Подлинная история графа Монте-Кристо. Жизнь и приключения генерала Тома-Александра Дюма - страница 52
Как написал сам юноша в заявлении, он вырвался от охранников, Титона и его людей и вернулся в ложу. Тома-Александр отметил, что к тому моменту его дама покинула театр. Без нее Титон велел охранникам отпустить дворянина. Но игру еще не закончил.
«Ты – свободен! Я прощаю тебя, ты можешь идти!» – громко провозгласил Титон, пародируя предоставление рабу вольной.
В этот момент наконец вмешался полицейский, он арестовал обоих за нарушение общественного порядка.
Мы знаем о деталях этого происшествия из сохранившихся заявлений, сделанных его участниками под присягой в полиции на следующий день.
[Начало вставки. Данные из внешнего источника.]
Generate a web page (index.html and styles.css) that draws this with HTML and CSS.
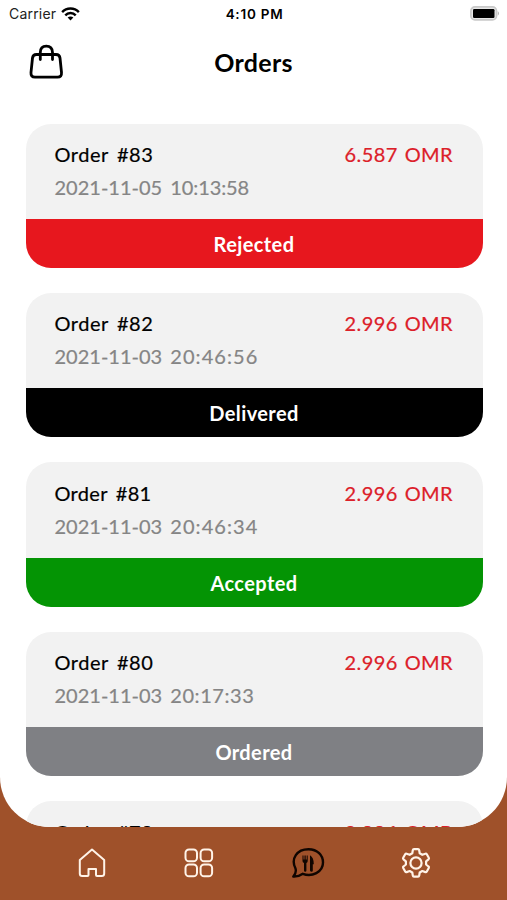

Оба документа датированы 15 сентября 1784 года. Томас-Александр написал свое заявление собственной рукой, как было принято тогда. Он ведет рассказ от первого лица – с удивительной прямотой, тогда как заявление Титона написано от третьего лица и отличается высокомерной холодностью: «Сэр Титон де Сент-Ламэн, бывший командир батальона в форте Сен-Пьер на Мартинике, где расположено принадлежащее ему поместье, в настоящий момент прикомандирован к пехотным войскам Франции. Он имеет честь объяснить, что вчера был на представлении в театре г-на Николе вместе с двумя друзьями. И обратил внимание на девушку, которая сидела в ложе через один ряд, что дало ему возможность заговорить с ней. Сэр Титон обменялся с девушкой несколькими обычными комплиментами, после чего в разговор вмешался мулат, сидевший рядом с ней». «Сэр Титон» отмечает, что ему пришлось вызвать охрану из-за «нахальства» мулата, но затем он, как благородный человек, простил грубияна.
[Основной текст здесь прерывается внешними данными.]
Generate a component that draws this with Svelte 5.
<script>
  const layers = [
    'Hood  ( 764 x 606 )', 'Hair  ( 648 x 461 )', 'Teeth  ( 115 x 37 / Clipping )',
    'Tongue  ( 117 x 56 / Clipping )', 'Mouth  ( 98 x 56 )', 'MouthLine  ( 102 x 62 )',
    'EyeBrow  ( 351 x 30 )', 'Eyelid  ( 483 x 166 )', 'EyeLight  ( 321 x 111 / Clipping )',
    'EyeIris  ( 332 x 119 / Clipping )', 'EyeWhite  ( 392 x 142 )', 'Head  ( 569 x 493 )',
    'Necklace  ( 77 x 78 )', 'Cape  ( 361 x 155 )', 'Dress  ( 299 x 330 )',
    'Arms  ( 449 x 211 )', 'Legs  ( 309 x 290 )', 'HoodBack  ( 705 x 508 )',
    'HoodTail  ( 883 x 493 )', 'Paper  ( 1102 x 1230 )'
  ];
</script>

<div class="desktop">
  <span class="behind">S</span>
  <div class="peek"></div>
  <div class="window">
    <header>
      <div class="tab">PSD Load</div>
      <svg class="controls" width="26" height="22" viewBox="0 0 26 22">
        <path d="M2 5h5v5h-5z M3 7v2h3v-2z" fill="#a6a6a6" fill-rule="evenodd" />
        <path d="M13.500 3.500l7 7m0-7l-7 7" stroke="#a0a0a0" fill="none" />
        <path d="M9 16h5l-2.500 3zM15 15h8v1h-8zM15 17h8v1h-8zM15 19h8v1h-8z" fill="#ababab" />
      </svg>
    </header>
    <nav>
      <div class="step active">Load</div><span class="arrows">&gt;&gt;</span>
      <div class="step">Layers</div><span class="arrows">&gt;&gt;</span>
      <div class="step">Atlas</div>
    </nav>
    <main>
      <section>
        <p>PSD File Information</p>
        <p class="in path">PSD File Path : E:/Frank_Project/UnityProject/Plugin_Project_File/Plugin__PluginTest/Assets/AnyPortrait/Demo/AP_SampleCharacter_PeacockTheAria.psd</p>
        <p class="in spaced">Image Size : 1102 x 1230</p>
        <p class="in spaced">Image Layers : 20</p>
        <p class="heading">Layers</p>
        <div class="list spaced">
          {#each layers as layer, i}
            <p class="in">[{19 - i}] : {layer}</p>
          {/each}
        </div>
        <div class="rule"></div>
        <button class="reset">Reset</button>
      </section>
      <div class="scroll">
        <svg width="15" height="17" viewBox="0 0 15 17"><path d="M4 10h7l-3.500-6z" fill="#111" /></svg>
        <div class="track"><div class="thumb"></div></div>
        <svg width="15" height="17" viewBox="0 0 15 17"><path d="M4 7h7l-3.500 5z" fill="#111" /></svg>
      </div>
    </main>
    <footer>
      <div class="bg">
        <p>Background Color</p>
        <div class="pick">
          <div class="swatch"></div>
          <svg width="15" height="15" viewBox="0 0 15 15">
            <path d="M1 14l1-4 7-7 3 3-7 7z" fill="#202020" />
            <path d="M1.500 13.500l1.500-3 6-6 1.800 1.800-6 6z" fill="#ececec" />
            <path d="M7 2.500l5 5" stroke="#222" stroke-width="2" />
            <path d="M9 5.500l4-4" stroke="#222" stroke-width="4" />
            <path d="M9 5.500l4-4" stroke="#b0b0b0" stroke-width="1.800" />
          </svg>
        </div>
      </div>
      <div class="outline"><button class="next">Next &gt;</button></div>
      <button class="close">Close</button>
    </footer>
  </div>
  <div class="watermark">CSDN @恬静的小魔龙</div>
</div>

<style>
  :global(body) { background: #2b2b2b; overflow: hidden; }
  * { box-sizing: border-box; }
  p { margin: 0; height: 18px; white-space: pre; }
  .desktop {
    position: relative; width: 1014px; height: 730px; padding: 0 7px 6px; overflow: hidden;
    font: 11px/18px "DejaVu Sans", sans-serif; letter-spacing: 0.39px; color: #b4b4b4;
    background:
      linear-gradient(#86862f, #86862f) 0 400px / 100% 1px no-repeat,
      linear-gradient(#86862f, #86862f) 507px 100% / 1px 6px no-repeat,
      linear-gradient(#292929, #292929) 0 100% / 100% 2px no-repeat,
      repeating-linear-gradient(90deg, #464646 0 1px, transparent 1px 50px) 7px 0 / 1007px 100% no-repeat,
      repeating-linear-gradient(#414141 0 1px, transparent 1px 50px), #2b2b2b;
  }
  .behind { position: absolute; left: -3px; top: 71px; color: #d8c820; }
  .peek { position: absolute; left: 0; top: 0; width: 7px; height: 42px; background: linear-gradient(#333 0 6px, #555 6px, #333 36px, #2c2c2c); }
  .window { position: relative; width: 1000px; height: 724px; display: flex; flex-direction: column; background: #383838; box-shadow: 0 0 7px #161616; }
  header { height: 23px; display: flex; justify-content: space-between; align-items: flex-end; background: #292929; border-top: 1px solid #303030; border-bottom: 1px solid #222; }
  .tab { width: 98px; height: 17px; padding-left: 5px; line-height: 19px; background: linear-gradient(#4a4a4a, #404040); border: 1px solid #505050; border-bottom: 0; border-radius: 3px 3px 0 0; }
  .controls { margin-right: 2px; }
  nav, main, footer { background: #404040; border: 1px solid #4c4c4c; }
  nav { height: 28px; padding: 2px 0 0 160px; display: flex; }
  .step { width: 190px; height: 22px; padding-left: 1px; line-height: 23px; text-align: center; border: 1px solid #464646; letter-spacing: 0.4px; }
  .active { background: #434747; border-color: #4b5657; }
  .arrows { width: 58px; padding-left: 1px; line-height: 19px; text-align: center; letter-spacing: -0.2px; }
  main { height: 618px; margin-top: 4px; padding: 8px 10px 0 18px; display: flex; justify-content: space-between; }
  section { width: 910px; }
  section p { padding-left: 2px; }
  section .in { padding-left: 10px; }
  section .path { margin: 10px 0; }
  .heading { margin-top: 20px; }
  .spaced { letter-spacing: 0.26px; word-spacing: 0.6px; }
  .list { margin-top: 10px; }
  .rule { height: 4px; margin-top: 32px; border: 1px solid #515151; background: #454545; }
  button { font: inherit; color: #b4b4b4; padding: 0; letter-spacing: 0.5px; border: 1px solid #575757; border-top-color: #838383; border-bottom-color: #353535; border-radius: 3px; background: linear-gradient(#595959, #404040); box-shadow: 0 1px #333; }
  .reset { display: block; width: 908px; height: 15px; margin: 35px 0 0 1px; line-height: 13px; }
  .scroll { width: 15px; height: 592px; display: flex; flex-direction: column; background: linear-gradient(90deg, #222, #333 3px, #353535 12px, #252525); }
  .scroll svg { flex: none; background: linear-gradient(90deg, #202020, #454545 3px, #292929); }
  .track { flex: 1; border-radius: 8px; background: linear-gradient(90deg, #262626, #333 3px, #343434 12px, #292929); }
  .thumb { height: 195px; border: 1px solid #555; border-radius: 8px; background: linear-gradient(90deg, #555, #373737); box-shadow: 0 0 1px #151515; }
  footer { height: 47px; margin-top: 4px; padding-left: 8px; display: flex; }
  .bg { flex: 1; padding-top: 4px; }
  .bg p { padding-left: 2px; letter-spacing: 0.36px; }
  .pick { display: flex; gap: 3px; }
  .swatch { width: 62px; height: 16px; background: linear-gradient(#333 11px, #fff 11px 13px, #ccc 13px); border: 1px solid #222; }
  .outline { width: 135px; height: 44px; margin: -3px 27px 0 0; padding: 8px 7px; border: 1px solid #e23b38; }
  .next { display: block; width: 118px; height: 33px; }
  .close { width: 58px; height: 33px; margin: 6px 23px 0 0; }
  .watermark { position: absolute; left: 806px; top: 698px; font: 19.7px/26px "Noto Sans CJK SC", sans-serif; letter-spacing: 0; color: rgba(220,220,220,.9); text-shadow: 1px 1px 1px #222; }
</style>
Писателя Дюма всю жизнь преследовали мысли о ссоре в театре Николе, а его отец конечно же никогда не забывал об этом происшествии. Он наверняка рассказал о нем своей будущей жене. Возможно, самые близкие друзья тоже были в курсе. Я впервые прочитал об инциденте много лет назад, в детстве, в мемуарах Александра Дюма. До последнего момента это была единственная известная мне версия, причем она заканчивается совершенно иначе, чем история из найденных мною документов полиции.
Вариант писателя начинает расходиться с заявлениями для полиции с того момента, как Дюма вкладывает в уста офицера-гренадера слова: «Ой, прошу простить меня[378], я принял этого господина за вашего лакея». Далее писатель продолжает:
Едва прозвучала эта наглая фраза, как высокомерный мушкетер взлетел в воздух, будто ядро из катапульты, и рухнул в самый центр оркестровой ямы.
Столь неожиданное падение вызвало немалую суматоху среди публики.
Среди самых заинтересованных лиц оказался не только упавший, но и те, на кого он свалился.
В те времена музыканты играли стоя, так что им не пришлось вставать. Весь оркестр повернулся к ложе, откуда вышвырнули мушкетера.
Мой отец ждал последствий, вполне обычных для подобных дел. В тот же миг он покинул ложу, чтобы встретиться с соперником в коридоре. Но вместо мушкетера столкнулся там с офицером полиции.
Дюма не только ловко делает своего отца победителем, но также заставляет плохого парня упасть вверх тормашками в толпу, что придает всему инциденту комичный оттенок.
Мне всегда нравилась эта сцена – краткая и убедительная как эпизод из плутовского романа. Однако, прочитав заведенное полицией дело (наряду с тысячами других документов, созданных обществом, в котором жил Тома-Александр), сейчас я бы сказал, что этот рассказ в стиле экшн, возможно, самая лживая вещь, которую Дюма когда-либо написал об отце.